In a statement, Umaru dismissed the payment system as a scam and said ASUU members will not join it.

Umaru said the National Executive Council of ASUU had a meeting and directed its members not to enrol, adding that the chapter will comply with the order from the national body.

Umaru argued that the payroll system is totally in violation of university autonomy and does not have any legal backing.

He faulted the government for resorting to threats whenever there was disagreement between the union and government.

“There is massive corruption in IPPIS. Did government care to investigate IPPIS itself? We are saying why is CBN not in IPPIS? Why is NDIC not in IPPIS? Why is Federal Inland Revenue not in IPPIS? It’s the lecturers who are just collecting stipends to be pulled into IPPIS so that our legal entitlement will not be paid.

“We are not going to allow it. We are not going to be part of the staff that are going to be enrolled in IPPIS. We took a resolution and we are reaffirming the direction of the national, which is NEC. NEC took a decision that we are not going to get enrolled into IPPIS and you know what our union is actually against is that the university has an autonomy and if you look at it clearly, this autonomy we are saying is enshrined in Section 2AA of the University Miscellaneous Provision Amendment Act of 2003 which clearly explained the role of the Governing Council,” he said. 

Directive divides ASUU

However, the National Steering Committee of the Congress of University Academics CONUA directed university lecturers who belong to the group to immediately begin enrolment on the IPPIS in compliance with the federal government’s directive.

Leadership of the group, which is a faction of the ASUU, disclosed that the decision to enrol on IPPIS against the stand of ASUU was reached at a meeting of CONUA National Steering Committee.

It added that the national steering committee of the group had earlier held a meeting with the Minister of Finance and her team that had the Accountant-General of the Federation, the Director, IPPIS, and others on Thursday, November 14, 2019.

CONUA said the meeting focused on addressing the peculiarities of the academia in the implementation of IPPIS and other issues.

A statement signed by the CONUA National Coordinator, Dr Niyi Sunmonu, and the National Publicity Coordinator, Dr Ernest Nwoke, said the group agreed to enrol on the platform with faith that the federal government would fulfil its promise of prompt action on any issue that arose in the implementation of the policy.

The statement read n part: “CONUA members are in full support of every policy and effort of government to reform the Nigerian public financial system with a view to combating corruption and thereby sanitising our educational system.

“That the IPPIS being one of such efforts is welcome by CONUA in the light of government’s assurance on accommodating the peculiarities of the academia.

“That CONUA notes the Federal Government’s promise to address any other issues that may arise, through the desk offices to be placed in the bursary unit of each university.

“That, in view of the foregoing, CONUA implores members to enrol on the IPPIS platform with a strong belief that government would reciprocate our good faith.” The statement said.

IPPIS enrolment continues

Similarly, staffs of Federal Universities and Colleges of Educations (CoEs), are currently been enrolled on the IPPIS, Blueprint Weekend has learnt.

Blueprint gathered that registration exercise at Federal University of Petroleum Resources, Effurun, Delta state continued without hitch on Wednesday December 4th, 2019.

Also, at the Federal University, Otuoke, Bayelsa state and Federal College of Education, Pankshin, Plateau state and Eya-Amufu in Enugu state registration also went on hitch free.

A member of the verification team at the Petroleum University in Warri, Delta state who will not want his name in print because he was not permitted to speak on the matter told our correspondent that the exercise has been peaceful.

He was optimistic that ASUU will respond before the end of exercise which is expected to end on December 6.

FG, ASUU relationship affecting education

Meanwhile, an education consultant, Dr Kenneth Ugochuchukwu has condemned the frosty relation between ASUU and the federal government.

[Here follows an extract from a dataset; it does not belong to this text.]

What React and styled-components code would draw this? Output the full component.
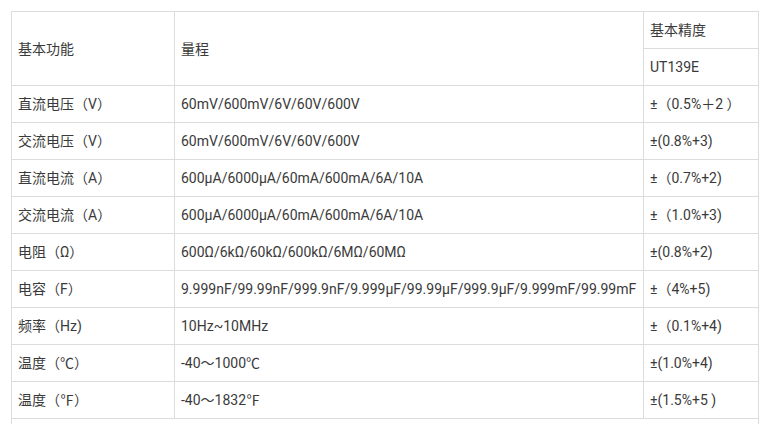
import React from "react";
import styled, { createGlobalStyle } from "styled-components";

const Global = createGlobalStyle`
  html, body { margin: 0; padding: 0; background: #fff; }
  body { font-family: Roboto, "Noto Sans CJK SC", sans-serif; }
`;

const Page = styled.div`
  padding: 11px 0 0 11px;
`;

const Table = styled.table`
  border-collapse: collapse;
  table-layout: fixed;
  width: 747px;
  color: #3a3a3a;
  font-size: 14px;
`;

const Cell = styled.td`
  border: 1px solid #dcdcdc;
  height: 37px;
  padding: 0 0 0 6px;
  box-sizing: border-box;
  vertical-align: middle;
  white-space: nowrap;
  overflow: hidden;
  line-height: 18px;
`;

const rows = [
  ["直流电压（V）", "60mV/600mV/6V/60V/600V", "±（0.5%＋2 ）"],
  ["交流电压（V）", "60mV/600mV/6V/60V/600V", "±(0.8%+3)"],
  ["直流电流（A）", "600μA/6000μA/60mA/600mA/6A/10A", "±（0.7%+2)"],
  ["交流电流（A）", "600μA/6000μA/60mA/600mA/6A/10A", "±（1.0%+3)"],
  ["电阻（Ω）", "600Ω/6kΩ/60kΩ/600kΩ/6MΩ/60MΩ", "±(0.8%+2)"],
  ["电容（F）", "9.999nF/99.99nF/999.9nF/9.999μF/99.99μF/999.9μF/9.999mF/99.99mF", "±（4%+5)"],
  ["频率（Hz)", "10Hz~10MHz", "±（0.1%+4)"],
  ["温度（℃）", "-40～1000℃", "±(1.0%+4)"],
  ["温度（℉）", "-40～1832℉", "±(1.5%+5 )"],
];

export default function App() {
  return (
    <Page>
      <Global />
      <Table>
        <colgroup>
          <col style={{ width: 163 }} />
          <col style={{ width: 469 }} />
          <col style={{ width: 115 }} />
        </colgroup>
        <tbody>
          <tr>
            <Cell rowSpan={2}>基本功能</Cell>
            <Cell rowSpan={2}>量程</Cell>
            <Cell>基本精度</Cell>
          </tr>
          <tr>
            <Cell>UT139E</Cell>
          </tr>
          {rows.map((r, i) => (
            <tr key={i}>
              <Cell>{r[0]}</Cell>
              <Cell>{r[1]}</Cell>
              <Cell>{r[2]}</Cell>
            </tr>
          ))}
          <tr>
            <Cell colSpan={3}>&nbsp;</Cell>
          </tr>
        </tbody>
      </Table>
    </Page>
  );
}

In a chat with Blueprint Weekend, he said lack of industrial harmony in our educational system has hampered innovation and growth in the system.

 He said: “No one is sure anymore whether industrial harmony on the scale that existed in the 1960s and 1970s can ever be restored to Nigerian universities. The reason is that the educational revolution needed to reform and reinvigorate the sector has not been forthcoming.

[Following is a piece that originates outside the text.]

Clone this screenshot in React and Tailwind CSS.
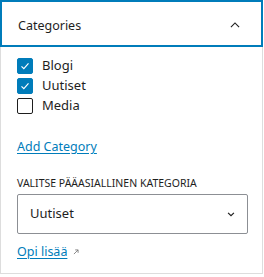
import React from "react";

const Check = ({ checked, label }) => (
  <label className="flex items-center gap-[9px] h-5">
    <span
      className={
        "w-4 h-4 flex items-center justify-center rounded-[2px] " +
        (checked ? "bg-[#007cba] border border-[#007cba]" : "border border-[#1e1e1e] bg-white")
      }
    >
      {checked && (
        <svg width="14" height="14" viewBox="0 0 24 24" fill="none">
          <path d="M6 12.5l4 4 8-9" stroke="white" strokeWidth="2" />
        </svg>
      )}
    </span>
    <span className="text-[13px] text-[#1e1e1e]">{label}</span>
  </label>
);

const App = () => {
  return (
    <div className="w-[264px] h-[277px] bg-white" style={{ fontFamily: '"Noto Sans", "Open Sans", sans-serif' }}>
      <div className="w-[263px] h-[274px] border-l border-r border-b border-[#dddddd] flex flex-col">
        <div className="-ml-px w-[263px] h-[47px] border-2 border-[#007cba] flex items-center justify-between pl-4 pr-[19px]">
          <span className="text-[12.5px] text-[#1e1e1e] mt-[5px]">Categories</span>
          <svg width="14" height="14" viewBox="0 0 24 24" fill="none" className="mt-[2px]">
            <path d="M5 15.5l7-7 7 7" stroke="#1e1e1e" strokeWidth="2" />
          </svg>
        </div>
        <div className="flex flex-col pl-4 pt-[9px]">
          <Check checked label="Blogi" />
          <Check checked label="Uutiset" />
          <Check label="Media" />
          <a className="mt-[21px] text-[12.5px] text-[#007cba] underline underline-offset-2 leading-5">Add Category</a>
          <div className="mt-[18px] text-[10.5px] text-[#1e1e1e] uppercase leading-4">Valitse pääasiallinen kategoria</div>
          <div className="mt-[3px] w-[231px] h-[40px] border border-[#8c8f94] rounded-[2px] flex items-center justify-between pl-3 pr-[9px]">
            <span className="text-[13px] text-[#1e1e1e]">Uutiset</span>
            <svg width="14" height="14" viewBox="0 0 24 24" fill="none">
              <path d="M7 10l5 5 5-5" stroke="#1e1e1e" strokeWidth="2" />
            </svg>
          </div>
          <div className="mt-[8px] flex items-center gap-[4px] text-[12.5px] leading-5">
            <a className="text-[#007cba] underline underline-offset-2">Opi lisää</a>
            <svg width="10" height="10" viewBox="0 0 24 24" fill="none">
              <path d="M7 17L17 7M10 7h7v7" stroke="#757575" strokeWidth="2" />
            </svg>
          </div>
        </div>
      </div>
    </div>
  );
};

export default App;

“When ASUU is not protesting infrastructural decay and poor funding, the government is busy thinking of schemes and policies capable of upsetting the little peace existing on the campuses. One of such schemes is the recent introduction IPPIS. It is the latest controversy stoking anger in the university system, driving a wedge between ASUU and its employers, and between the union and a new faction of the union, CONUA.

“Predictably, the attempt by the government to force enrolment into the IPPIS has been destabilised by some resistance so far. CONUA has embraced the scheme, and some university workers are also enrolling. But a majority of ASUU members have resisted the scheme, promising to fight the imposition and disruption to the bitter end.

“It is surprising that rather than find ways of regenerating the universities and declaring an education emergency that would lead to better funding for tertiary education, the government’s ‘bright’ but meddling idea is to see how to suck in everybody into one unified whole. That is not what the country needs. After all, since the beginning of the Fourth Republic, there has been no educational vision worthy of the name. That students and parents are tired of interrupted academic calendar does not absolve the government of a huge portion of the blame for destroying education.

“The controversy is needless. Hopefully, reason will prevail and peace and harmony will be restored, he said.

Reps intervene

In the meantime, the House of Representatives, Thursday, resolved to intervene in the crisis between the federal government and ASUU over the IPPIS.

The House decided to investigate the crisis following the unanimous adoption of a motion by Hon. Tajudeen Abass, who called for the intervention of the parliament in the crisis.